Tantalus was unable to fulfill any
of his appetites.
Socrates then states that when we have a need, for example thirst, the pleasure is the restoration to a normal condition, therefore a depletion of that normal condition is needed for the pleasure to be felt. In other words, water tastes better after you have been thirsty. If one believes merely in satisfaction, as opposed to how one is satisfied, then it must be better to be itchy in order to gain the pleasure from scratching. Callicles responds to this idea by telling Socrates that he should be ashamed for bringing the discussion to such matters. Hutchinson then brought up the “question of consistency” which states that the quantity of pleasure that governs whether life is successful is to test whether that pleasure is a good thing to have. Pleasure may be the basis of decision making, but it is made clear in the Platonic philosophy that we need morality to prevent us from having ugly children; those who grow up and only seek for themselves.

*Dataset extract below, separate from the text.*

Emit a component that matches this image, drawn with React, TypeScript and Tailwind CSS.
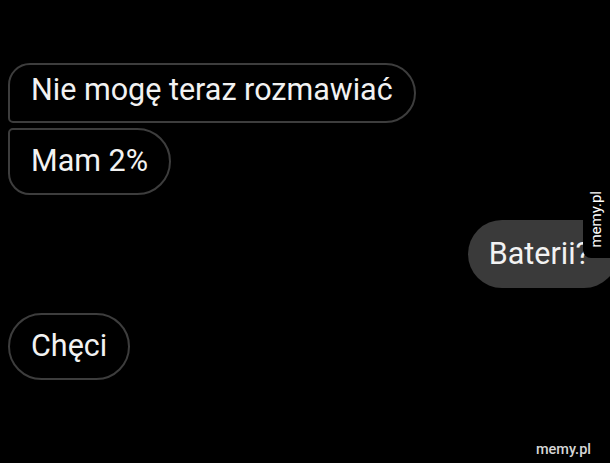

Prof. Hutchinson then posed the question as to why Plato goes through these experiences with violence and ugliness. He stated that there are no biographical reasons for this. He believes that Plato’s response is based on his anxiety that these views could prevail. Plato considers them dangerous to society. A student then raised his hand in objection: he disagreed with the Professor, and asserted that Plato’s argument against Callicles was due to his attempt to keep his elevated intellectual status in society. Hutchinson responded with disagreement saying that he believes Plato's views to be: a) people might gain too much authority; those who have the most skill and knowledge should rule as the public is a source of instability, and b) that he is concerned with the educated upper class who would use their power only for self-satisfaction. Hutchinson stated that the animosity from Plato is both philosophical and political, and that this passage is a battle ground, not just an idle game. This represents what was taking place in Athens at that time.